In order to request your ancestors draft registration from the National Archives, you must be able to supply a full name and the city and county of registration. For certain states and cities, a full street address is necessary. Should you need to supply a street address which you are unsure of, the most accurate way to achieve expediant results is to visit or call the local historical society of the city in question. Most historical societies have original or microfilmed copies of city directories for individual years.

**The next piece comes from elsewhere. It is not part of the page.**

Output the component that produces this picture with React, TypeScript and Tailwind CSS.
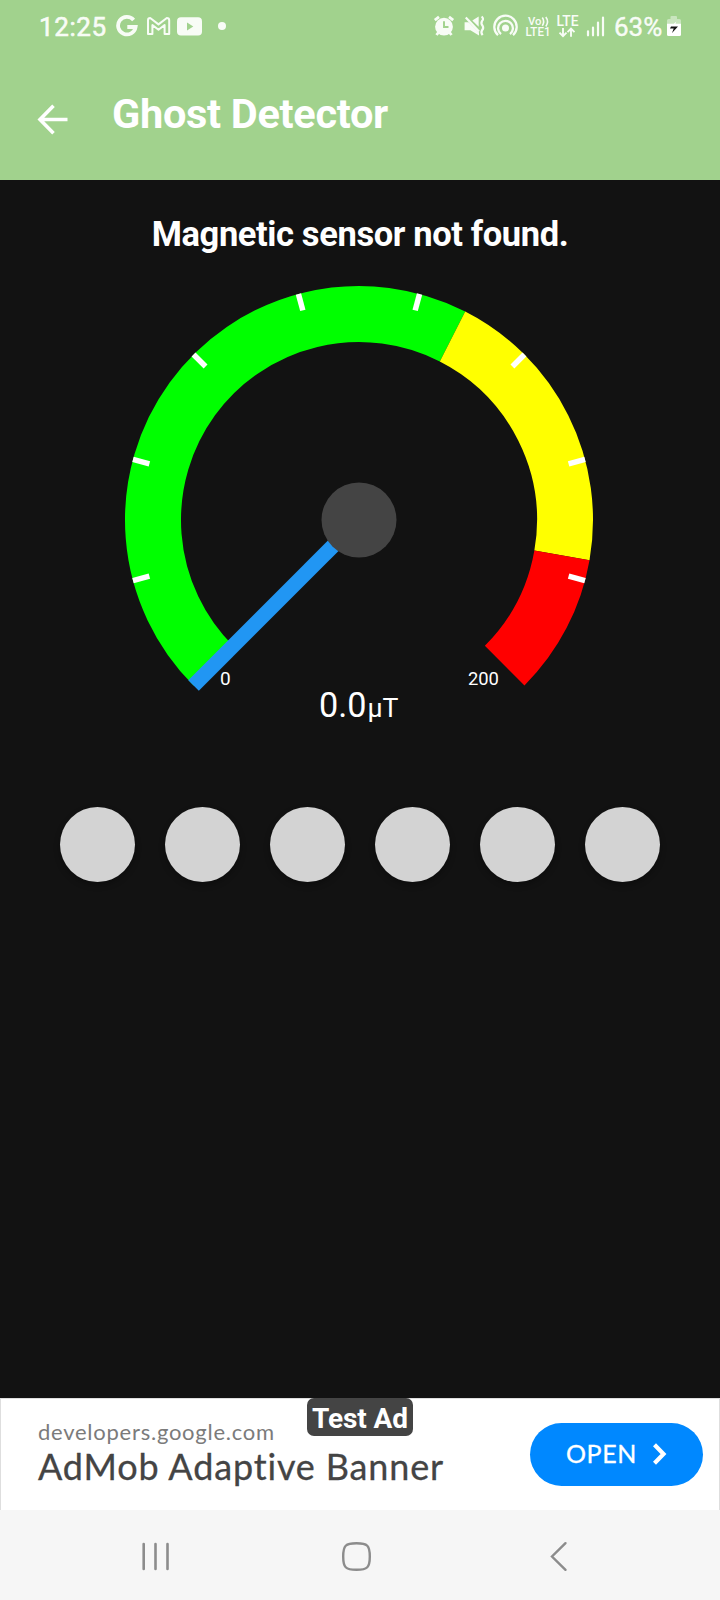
import React from "react";

const CX = 359;
const CY = 520;

function polar(r: number, deg: number): [number, number] {
  const a = (deg * Math.PI) / 180;
  return [CX + r * Math.cos(a), CY + r * Math.sin(a)];
}

function arc(r: number, from: number, to: number) {
  const [x1, y1] = polar(r, from);
  const [x2, y2] = polar(r, to);
  return `M${x1} ${y1}A${r} ${r} 0 ${to - from > 180 ? 1 : 0} 1 ${x2} ${y2}`;
}

const TICKS = [165, 195, 225, 255, 285, 315, 345, 375];

function Gauge() {
  const [nx, ny] = polar(234, 135);
  return (
    <svg className="block h-[470px] w-[720px]" viewBox="0 270 720 470" fontFamily="Roboto, sans-serif" fill="#fff">
      <g fill="none" strokeWidth="56">
        <path d={arc(206, 135, 297)} stroke="#00ff00" />
        <path d={arc(206, 297, 369.9)} stroke="#ffff00" />
        <path d={arc(206, 369.9, 405)} stroke="#ff0000" />
      </g>
      {TICKS.map((t) => {
        const [x1, y1] = polar(234, t);
        const [x2, y2] = polar(217, t);
        return <line key={t} x1={x1} y1={y1} x2={x2} y2={y2} stroke="#fff" strokeWidth="5.5" />;
      })}
      <text x="220" y="685" fontSize="19">0</text>
      <text x="467.9" y="685" fontSize="19" textLength="31" lengthAdjust="spacingAndGlyphs">200</text>
      <text x="319" y="716.5" fontSize="35" textLength="47.5" lengthAdjust="spacingAndGlyphs">0.0</text>
      <text x="367.5" y="716.5" fontSize="26" textLength="31" lengthAdjust="spacingAndGlyphs">µT</text>
      <line x1={CX} y1={CY} x2={nx} y2={ny} stroke="#2196f3" strokeWidth="15" />
      <circle cx={CX} cy={CY} r="37.5" fill="#444" />
    </svg>
  );
}

function StatusBar() {
  return (
    <div className="flex h-[52px] items-center text-[26px] leading-[52px] font-medium text-[#f8fcf6]">
      <span className="mt-[2px] ml-[39px] w-[77px] font-normal tracking-[0.6px] [-webkit-text-stroke:0.6px_#f8fcf6]">12:25</span>
      <svg className="h-[52px] w-[120px] shrink-0" viewBox="116 0 120 52" fill="none" stroke="currentColor">
        <path d="M133.6 19.9A8.8 8.8 0 1 0 135.6 27H127.3" strokeWidth="3.8" />
        <path d="M148 34V20.2Q148 18 150.2 18L158.5 24.4L166.8 18Q169.2 18 169.2 20.2V34H164.6V25L158.5 29.8L152.4 25V34Z" strokeWidth="2" strokeLinejoin="round" />
        <rect x="177" y="17.3" width="25" height="18.2" rx="4" fill="currentColor" stroke="none" />
        <path d="M187 22.5L193.3 26.5L187 30.5Z" fill="#a1d28d" stroke="none" />
        <circle cx="222" cy="26" r="4" fill="currentColor" stroke="none" />
      </svg>
      <svg className="ml-[196px] h-[52px] w-[180px] shrink-0" viewBox="432 0 180 52" fill="none" stroke="currentColor" fontFamily="Roboto, sans-serif">
        <circle cx="444" cy="26.7" r="8.9" fill="currentColor" stroke="none" />
        <path d="M434.8 20.2L439 16.9M453.2 20.2L449 16.9M438.8 32L436.5 35M449.2 32L451.5 35" strokeWidth="2.8" />
        <path d="M444 21.2V27H448.5" stroke="#a1d28d" strokeWidth="1.9" />
        <path d="M464.6 22.2H468.7L479 32.5V35.5L470.4 30.3H464.6Z" fill="currentColor" stroke="none" />
        <path d="M472.3 20.4L478.7 16.6V26.8Z" fill="currentColor" stroke="none" />
        <path d="M465.8 17.6L479 31.5" strokeWidth="2.2" />
        <path d="M481.6 16.5q2.6 2.3 .4 4.6q-1.4 2.3 .6 4.6q1.4 2.3 -.6 4.6q-1.4 2.3 .6 4.8" strokeWidth="2.2" />
        <circle cx="505.5" cy="28" r="3.5" fill="currentColor" stroke="none" />
        <path d="M501 34.2A7.4 7.4 0 1 1 510 34.2M498 35.2A11.2 11.2 0 1 1 513 35.2" strokeWidth="2.3" />
        <g fill="currentColor" stroke="none" fontWeight="500">
          <text x="528" y="25" fontSize="11" textLength="13.5" lengthAdjust="spacingAndGlyphs">Vo</text>
          <text x="525.5" y="36" fontSize="12" textLength="25" lengthAdjust="spacingAndGlyphs">LTE1</text>
          <text x="556.5" y="25.5" fontSize="14" textLength="22" lengthAdjust="spacingAndGlyphs">LTE</text>
        </g>
        <path d="M542.3 17.5Q545 21.5 542.3 25.8M545.8 17Q549.2 21.5 545.8 26.5" strokeWidth="1.6" />
        <path d="M563 28V36M559.5 32.7L563 36.2L566.5 32.7M571 36.8V29M567.5 32.2L571 28.7L574.5 32.2" strokeWidth="1.9" />
        <path d="M588 31.3V35.3M593 27.6V35.3M598 22.6V35.3M603 17.6V35.3" strokeWidth="2.2" strokeLinecap="round" />
      </svg>
      <span className="mt-[2px] ml-[2px] w-[52px] font-normal [-webkit-text-stroke:0.4px_#f8fcf6]">63%</span>
      <svg className="h-[52px] w-[16px] shrink-0" viewBox="666 0 16 52">
        <path d="M670.5 19V17Q670.5 16 671.5 16H676Q677 16 677 17V19H679.5Q681 19 681 20.5V24H667V20.5Q667 19 668.5 19Z" fill="#c9e5be" />
        <path d="M667 23.7H681V34.5Q681 36 679.5 36H668.5Q667 36 667 34.5Z" fill="#fff" />
        <path d="M676.3 21.5L670.2 27.6H674L672 32.8L678 26.6H674.5Z" fill="#fff" />
        <path d="M671 26.4H678L672 33L673.7 28.6H670Z" fill="#141414" />
      </svg>
    </div>
  );
}

function AdBanner() {
  return (
    <div className="relative flex h-[112px] items-center justify-between border-x border-t border-[#dedede] bg-white pr-4 pl-[37px]">
      <div className="-mt-[6px] flex flex-col font-['Lato',sans-serif]">
        <span className="text-[22px] leading-[29px] tracking-[0.75px] text-[#7b7b7b]">developers.google.com</span>
        <span className="text-[36px] leading-[41px] tracking-[0.84px] text-[#444] [-webkit-text-stroke:0.3px_#444]">AdMob Adaptive Banner</span>
      </div>
      <div className="-mt-px flex h-[63px] w-[173px] items-center rounded-full bg-[#0088ff] pl-9 font-['Lato',sans-serif] text-[25px] text-white">
        <span className="w-[87px] tracking-[0.6px] [-webkit-text-stroke:0.3px_#fff]">OPEN</span>
        <svg className="h-[22px] w-[14px]" viewBox="0 0 14 22" fill="none" stroke="#fff" strokeWidth="4.2">
          <path d="M1.5 1.8L10.5 11L1.5 20.2" />
        </svg>
      </div>
      <div className="absolute -top-px left-[306px] flex h-[38px] w-[106px] items-center justify-center rounded-[7px] bg-[#444] pt-[3px] text-[28px] font-bold tracking-[-0.1px] whitespace-nowrap text-white">
        Test Ad
      </div>
    </div>
  );
}

function NavBar() {
  return (
    <div className="h-[90px] bg-[#f6f6f6]">
      <svg className="block h-[90px] w-[720px]" viewBox="0 1510 720 90" fill="none" stroke="#8c8c8c" strokeWidth="2.6" strokeLinecap="round">
        <path d="M143.7 1544V1569M155.5 1544V1569M167.5 1544V1569" />
        <path d="M356.5 1543.2C367.5 1543.2 369.8 1545.5 369.8 1556.5S367.5 1569.8 356.5 1569.8S343.2 1567.5 343.2 1556.5S345.5 1543.2 356.5 1543.2Z" strokeWidth="2.4" />
        <path d="M565.5 1543.2L552 1556.5L565.5 1569.8" strokeWidth="2.4" />
      </svg>
    </div>
  );
}

export default function App() {
  return (
    <div className="flex h-[1600px] w-[720px] flex-col overflow-hidden bg-[#121212] font-['Roboto',sans-serif]">
      <header className="h-[180px] bg-[#a1d28d]">
        <StatusBar />
        <div className="flex items-center pt-[36px]">
          <svg className="mt-[11px] ml-[37px] h-[31px] w-[31px]" viewBox="0 0 31 31" fill="none" stroke="#fff" strokeWidth="3.6">
            <path d="M30.5 15.5H3M16.5 1.8L3 15.5L16.5 29.2" />
          </svg>
          <h1 className="mt-px ml-[44px] text-[41.5px] leading-[50px] font-bold tracking-[-0.3px] text-white">Ghost Detector</h1>
        </div>
      </header>
      <main className="flex grow flex-col">
        <h2 className="mt-[34px] h-[56px] text-center text-[34.5px] leading-[40px] font-bold tracking-[-0.39px] text-white">Magnetic sensor not found.</h2>
        <Gauge />
        <div className="mt-[67px] flex justify-center gap-[30px]">
          {[0, 1, 2, 3, 4, 5].map((i) => (
            <div key={i} className="size-[75px] rounded-full bg-[#d3d3d3] shadow-[0_3px_6px_rgba(0,0,0,0.3)]" />
          ))}
        </div>
      </main>
      <AdBanner />
      <NavBar />
    </div>
  );
}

You will need to identify the residence of your ancestor for both 1917 and 1918. Supply or use both of these addresses when searching for a draft registration. It is important to note that many draft registrations may be available at your local Family History Center. This information can possibly be obtained without assistance from the National Archives. The geographical system utilized for draft districts, is much like that of a "ward" on a U.S. census. Registration was broken down into Selective Service Exemption Districts. If you are able to use draft registrations on microfilm at your FHC, your results will be fast and easy if you are aware of the district number.

 

You may request the necessary form (World War I Registration card request) from the National Archives by writing to:

National Archives - Southeast Region
1557 Saint Joseph Avenue
 East Point, Georgia USA 30344

Please note, there is a $6.00 fee (US currency) that is required at the time your request is submitted.

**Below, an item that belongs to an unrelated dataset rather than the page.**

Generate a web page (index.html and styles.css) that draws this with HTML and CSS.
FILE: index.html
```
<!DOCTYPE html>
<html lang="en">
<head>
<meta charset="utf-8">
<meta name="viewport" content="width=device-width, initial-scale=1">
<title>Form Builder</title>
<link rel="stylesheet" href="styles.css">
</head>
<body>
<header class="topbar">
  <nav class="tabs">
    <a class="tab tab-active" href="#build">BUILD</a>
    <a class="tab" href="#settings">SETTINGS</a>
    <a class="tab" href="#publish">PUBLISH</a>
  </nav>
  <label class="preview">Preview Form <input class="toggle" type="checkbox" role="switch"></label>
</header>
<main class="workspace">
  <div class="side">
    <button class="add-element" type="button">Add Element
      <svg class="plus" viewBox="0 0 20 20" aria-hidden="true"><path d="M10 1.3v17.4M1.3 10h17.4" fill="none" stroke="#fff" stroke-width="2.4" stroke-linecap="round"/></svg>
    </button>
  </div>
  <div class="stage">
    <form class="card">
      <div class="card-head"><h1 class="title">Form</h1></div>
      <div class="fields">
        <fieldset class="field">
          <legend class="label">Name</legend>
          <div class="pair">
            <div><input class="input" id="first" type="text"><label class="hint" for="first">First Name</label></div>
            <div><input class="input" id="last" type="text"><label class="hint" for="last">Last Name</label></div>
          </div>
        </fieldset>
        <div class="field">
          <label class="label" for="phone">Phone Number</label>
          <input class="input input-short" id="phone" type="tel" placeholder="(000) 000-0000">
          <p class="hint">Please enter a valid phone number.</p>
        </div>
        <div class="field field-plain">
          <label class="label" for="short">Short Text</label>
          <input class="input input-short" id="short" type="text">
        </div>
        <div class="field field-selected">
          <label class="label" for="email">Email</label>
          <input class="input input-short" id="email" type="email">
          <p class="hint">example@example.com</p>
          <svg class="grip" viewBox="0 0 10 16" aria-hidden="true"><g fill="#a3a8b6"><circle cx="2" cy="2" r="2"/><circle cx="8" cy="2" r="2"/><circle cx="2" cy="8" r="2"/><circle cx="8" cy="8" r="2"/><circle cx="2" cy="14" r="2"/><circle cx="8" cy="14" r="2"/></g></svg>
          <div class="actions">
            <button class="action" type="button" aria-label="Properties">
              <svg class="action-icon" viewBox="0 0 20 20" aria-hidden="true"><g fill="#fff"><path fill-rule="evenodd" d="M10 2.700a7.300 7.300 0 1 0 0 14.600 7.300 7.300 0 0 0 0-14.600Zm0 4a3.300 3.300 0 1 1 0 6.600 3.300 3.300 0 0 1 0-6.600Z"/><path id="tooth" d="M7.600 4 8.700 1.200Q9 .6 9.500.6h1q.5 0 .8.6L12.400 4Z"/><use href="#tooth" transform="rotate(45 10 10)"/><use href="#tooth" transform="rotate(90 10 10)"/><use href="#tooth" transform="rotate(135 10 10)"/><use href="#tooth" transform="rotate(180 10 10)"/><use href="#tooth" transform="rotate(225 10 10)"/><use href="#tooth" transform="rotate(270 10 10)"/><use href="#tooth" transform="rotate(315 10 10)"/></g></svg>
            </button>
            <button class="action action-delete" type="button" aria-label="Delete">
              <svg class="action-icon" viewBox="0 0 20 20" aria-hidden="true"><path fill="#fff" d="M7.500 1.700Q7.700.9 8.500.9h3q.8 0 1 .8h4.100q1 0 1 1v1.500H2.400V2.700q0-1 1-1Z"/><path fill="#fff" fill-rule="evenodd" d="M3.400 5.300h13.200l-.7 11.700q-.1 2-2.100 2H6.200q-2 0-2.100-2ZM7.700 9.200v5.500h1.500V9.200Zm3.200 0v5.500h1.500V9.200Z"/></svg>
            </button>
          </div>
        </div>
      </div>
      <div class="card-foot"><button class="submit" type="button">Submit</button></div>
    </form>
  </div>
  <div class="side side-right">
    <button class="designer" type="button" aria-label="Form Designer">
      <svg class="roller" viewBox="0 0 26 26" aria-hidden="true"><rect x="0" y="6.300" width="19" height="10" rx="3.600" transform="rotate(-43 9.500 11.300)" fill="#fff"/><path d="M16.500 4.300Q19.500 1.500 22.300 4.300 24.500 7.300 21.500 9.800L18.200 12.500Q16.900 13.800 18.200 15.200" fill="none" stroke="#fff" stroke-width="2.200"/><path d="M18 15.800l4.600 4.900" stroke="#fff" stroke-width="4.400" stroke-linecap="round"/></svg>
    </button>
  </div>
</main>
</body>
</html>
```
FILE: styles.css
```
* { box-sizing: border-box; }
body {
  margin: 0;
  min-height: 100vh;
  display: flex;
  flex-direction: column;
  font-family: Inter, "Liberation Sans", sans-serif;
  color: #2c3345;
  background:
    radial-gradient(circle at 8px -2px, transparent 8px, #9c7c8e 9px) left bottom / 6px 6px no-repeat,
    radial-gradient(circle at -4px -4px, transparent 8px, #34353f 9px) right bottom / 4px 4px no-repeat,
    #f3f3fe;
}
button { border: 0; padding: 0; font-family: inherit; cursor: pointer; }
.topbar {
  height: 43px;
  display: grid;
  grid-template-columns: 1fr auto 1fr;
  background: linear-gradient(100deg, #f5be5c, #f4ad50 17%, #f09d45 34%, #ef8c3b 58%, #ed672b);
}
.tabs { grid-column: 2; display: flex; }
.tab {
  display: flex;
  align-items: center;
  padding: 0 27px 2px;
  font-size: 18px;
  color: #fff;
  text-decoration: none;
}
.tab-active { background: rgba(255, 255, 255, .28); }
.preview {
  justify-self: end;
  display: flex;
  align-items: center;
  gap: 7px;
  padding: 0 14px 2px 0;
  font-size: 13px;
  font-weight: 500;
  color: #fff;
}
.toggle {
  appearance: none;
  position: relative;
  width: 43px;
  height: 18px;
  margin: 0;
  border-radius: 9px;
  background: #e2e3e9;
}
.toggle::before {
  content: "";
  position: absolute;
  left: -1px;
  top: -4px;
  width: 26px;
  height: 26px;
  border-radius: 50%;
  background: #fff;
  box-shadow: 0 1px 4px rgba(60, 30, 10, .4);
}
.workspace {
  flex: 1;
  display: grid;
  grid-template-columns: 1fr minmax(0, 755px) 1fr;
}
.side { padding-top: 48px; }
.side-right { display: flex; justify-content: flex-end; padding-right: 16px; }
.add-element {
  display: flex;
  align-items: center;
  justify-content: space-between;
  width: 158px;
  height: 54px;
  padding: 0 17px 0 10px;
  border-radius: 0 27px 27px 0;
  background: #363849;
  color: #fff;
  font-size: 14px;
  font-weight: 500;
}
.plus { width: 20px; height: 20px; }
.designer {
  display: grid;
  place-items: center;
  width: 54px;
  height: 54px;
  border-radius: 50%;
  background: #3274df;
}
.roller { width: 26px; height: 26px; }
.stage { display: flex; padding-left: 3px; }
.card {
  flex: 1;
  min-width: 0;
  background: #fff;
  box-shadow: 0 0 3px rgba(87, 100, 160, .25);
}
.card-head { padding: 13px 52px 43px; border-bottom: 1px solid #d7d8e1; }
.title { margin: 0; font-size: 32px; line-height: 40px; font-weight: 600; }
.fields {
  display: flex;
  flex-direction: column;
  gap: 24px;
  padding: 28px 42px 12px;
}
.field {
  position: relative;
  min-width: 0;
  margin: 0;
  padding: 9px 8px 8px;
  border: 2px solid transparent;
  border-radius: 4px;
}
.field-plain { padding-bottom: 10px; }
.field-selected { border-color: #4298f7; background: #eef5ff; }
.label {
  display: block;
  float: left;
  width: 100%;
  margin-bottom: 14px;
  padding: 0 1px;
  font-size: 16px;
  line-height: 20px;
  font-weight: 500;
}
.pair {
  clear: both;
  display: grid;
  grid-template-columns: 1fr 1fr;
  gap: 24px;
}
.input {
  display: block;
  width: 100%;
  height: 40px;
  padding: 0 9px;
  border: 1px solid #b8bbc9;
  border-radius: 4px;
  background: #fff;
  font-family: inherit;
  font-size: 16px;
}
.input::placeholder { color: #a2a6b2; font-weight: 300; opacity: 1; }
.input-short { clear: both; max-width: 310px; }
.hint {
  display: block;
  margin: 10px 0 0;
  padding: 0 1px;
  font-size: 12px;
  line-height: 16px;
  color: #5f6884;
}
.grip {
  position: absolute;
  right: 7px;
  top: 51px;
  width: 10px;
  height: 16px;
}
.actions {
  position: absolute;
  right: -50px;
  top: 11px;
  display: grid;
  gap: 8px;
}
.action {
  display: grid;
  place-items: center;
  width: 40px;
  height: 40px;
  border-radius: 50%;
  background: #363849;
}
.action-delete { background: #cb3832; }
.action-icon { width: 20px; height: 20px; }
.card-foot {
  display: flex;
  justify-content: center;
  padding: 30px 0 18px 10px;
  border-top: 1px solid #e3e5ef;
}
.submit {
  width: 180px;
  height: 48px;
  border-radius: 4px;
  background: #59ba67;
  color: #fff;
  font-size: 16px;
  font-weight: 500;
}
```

States and cities that require a full street address are:

  • California - Los Angeles , San Francisco
  • District of Columbia - Washington
  • Georgia - Atlanta
  • Illinois - Chicago
  • Indiana - Indianapolis
  • Kentucky - Louisville
  • Louisiana - New Orleans
  • Maryland - Baltimore
  • Massachusetts - Boston
  • Minnesota - Minneapolis, St. Paul
  • Missouri - Kansas City, St. Louis
  • New Jersey - Jersey City, Newark
  • New York - Albany, Buffalo, New York City, Syracuse
  • Ohio - Cincinnati, Cleveland
  • Pennsylvania - Luzerne County, Philadelphia, Pittsburgh
  • Rhode Island - Providence
  • Washington - Seattle
  • Wisconsin - Milwaukee

I recommend that you find the immigration papers or ship passenger lists that could include your ancestor's precise place of birth. There are a couple of good internet guides on this subject:

http://home.att.net/~arnielang/shipgide.html

 

http://www.jewishgen.org/infofiles/faq.html

http://www.familytreemaker.com/backissu.html

 

It's a needle-in-a-haystack problem to find records for somebody who is known only to be born in Poland, Austrian Poland, Galicia, Silesia or other areas of the country, especially if the surname is common.